Colors and Shades of November

Colors and Shades of November

Ronald William Thayer

The photo above is my brother’s senior college photo taken in 1970. He was set to graduate from Kent State in Ohio that year, when state troopers were sent to the campus. I never did understand what that was about. Only the graduates and their parents had been allowed to attend the graduation ceremony, held somewhere, my mother told me several weeks after the event.

I was married, living in Cincinnati with my ten month old son, Chris. On the second Sunday of July, my mother called with the news that Ron had been in a motor vehicle accident during the night, and was hospitalized with a traumatic brain injury. He never regained consciousness and died on July 31st. I had been looking forward to getting to know him as an adult instead of an annoying kid.

Today would have been his 72nd birthday.  Happy Birthday, Ron.

                                                            ∼∼∼

Last month, I optimistically started an online painting / mixed media course and got through the first few videos on practicing with the materials. At the same time, I was trying to get some things repaired around the house. I replaced the cracked windshield I had driven with for two years.

I made arrangements to have a sprinkler line reworked that had broken sometime in 2017. The broken pipe was somewhere under the cement patio that was here when I bought my house in 1997. In the process of the repair person assessing the situation, the broken line was turned on several times, so he could observe where the water was coming from.

The empty fountain

The patio has a built-in fountain with a statue which was working fine when the sprinkler repair man was here, but by the next morning it had totally drained out of water. I couldn’t believe my eyes to see the pump chugging along with no water. I found several soft wet spots on the inside wall of the fountain and two places where I could insert a screwdriver between the floor of the fountain and the side wall.

After the sprinkler line was completed, I began repairing the fountain, patching numerous places in the concrete that seemed soft and the two holes I had found. Some days later, I put sealer on the repairs. Then, I spent a day painting the entire interior of the fountain.

Fountain working again

Since it is November, the trees are coming unglued, which results in a whole new set of garden activities, mainly hauling leaves out to the street for pickup.

Leaves along the path in my garden

In the last two weeks, I’ve washed – outside and inside – most of my 23 windows and three glass-pane doors. Now I’m ready for rain.

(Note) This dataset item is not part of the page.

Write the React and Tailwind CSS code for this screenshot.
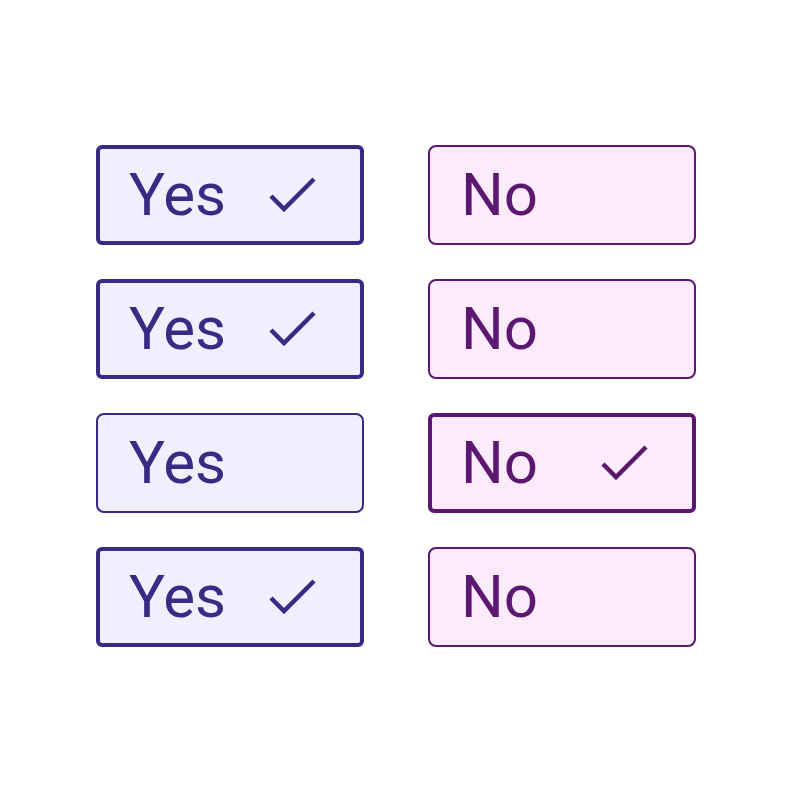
import React from 'react';

const rows = [
  { yes: true, no: false },
  { yes: true, no: false },
  { yes: false, no: true },
  { yes: true, no: false },
];

function Check({ color }) {
  return (
    <svg width="50" height="40" viewBox="0 0 50 40" fill="none" className="ml-auto shrink-0">
      <polyline points="4,21 17,34 47,4" stroke={color} strokeWidth="4.5" strokeLinecap="butt" strokeLinejoin="miter" />
    </svg>
  );
}

function Choice({ label, selected, tone }) {
  const yes = tone === 'yes';
  const base = yes ? 'bg-[#f1eefe] text-[#3b2a84]' : 'bg-[#fbebfd] text-[#5c1870]';
  const border = selected
    ? yes
      ? 'border-4 border-[#3b2a84] rounded-[6px] pl-[29px] pr-[43px]'
      : 'border-4 border-[#5c1870] rounded-[6px] pl-[29px] pr-[43px]'
    : yes
      ? 'border-2 border-[#3b2a84] rounded-[8px] pl-[31px] pr-[45px]'
      : 'border-2 border-[#5c1870] rounded-[8px] pl-[31px] pr-[45px]';
  return (
    <div className={`h-[100px] flex items-center ${base} ${border}`}>
      <span className="text-[60px] leading-none" style={{ fontFamily: 'Roboto, sans-serif' }}>{label}</span>
      {selected && <Check color={yes ? '#3b2a84' : '#5c1870'} />}
    </div>
  );
}

export default function App() {
  return (
    <div className="w-[792px] h-[791px] bg-white flex items-center justify-center">
      <div className="w-[600px] grid grid-cols-2 gap-x-[64px] gap-y-[34px]">
        {rows.map((r, i) => (
          <React.Fragment key={i}>
            <Choice label="Yes" selected={r.yes} tone="yes" />
            <Choice label="No" selected={r.no} tone="no" />
          </React.Fragment>
        ))}
      </div>
    </div>
  );
}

Meanwhile, the work table in my studio has accumulated all sorts of items that need to be put away before I can get back to that course I started. There are collage materials I’ve picked up in the yard – pieces of a disintegrating tarp, bird feathers, and wire scraps the repair man left.

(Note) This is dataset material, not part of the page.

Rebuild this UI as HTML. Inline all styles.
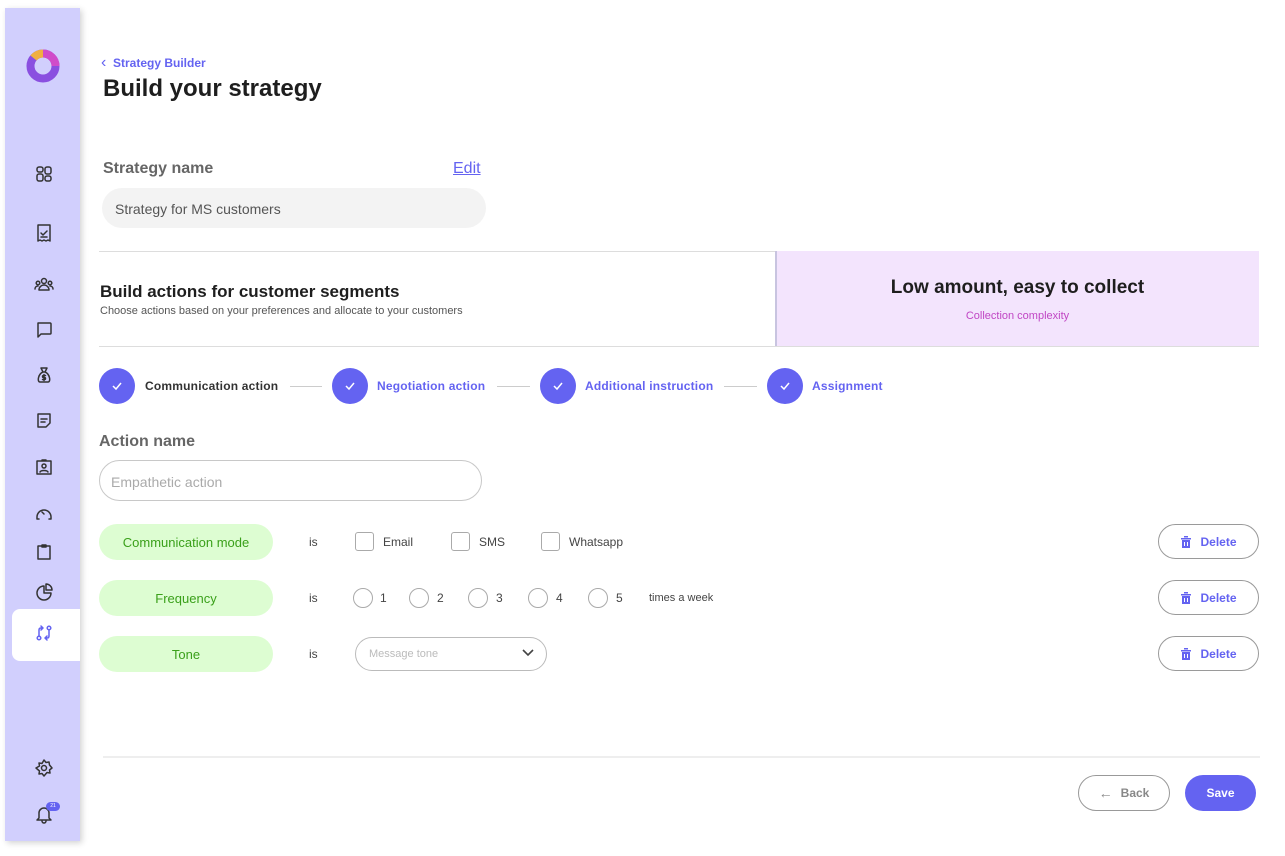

There are also books that came in the mail I haven’t had time to look at yet. A promotional gift pack that some little girl would like, but I don’t know who to give it to. A leaf painting from my Thursday art group to finish. Instructions for what to bring to the January Basket Makers meeting.

Under all that are the nine good-size sheets of watercolor paper patiently waiting for me to play on them. I will need to watch that video again.

So, I have actually done some painting this month. Just not the kind of painting I had expected I would be doing.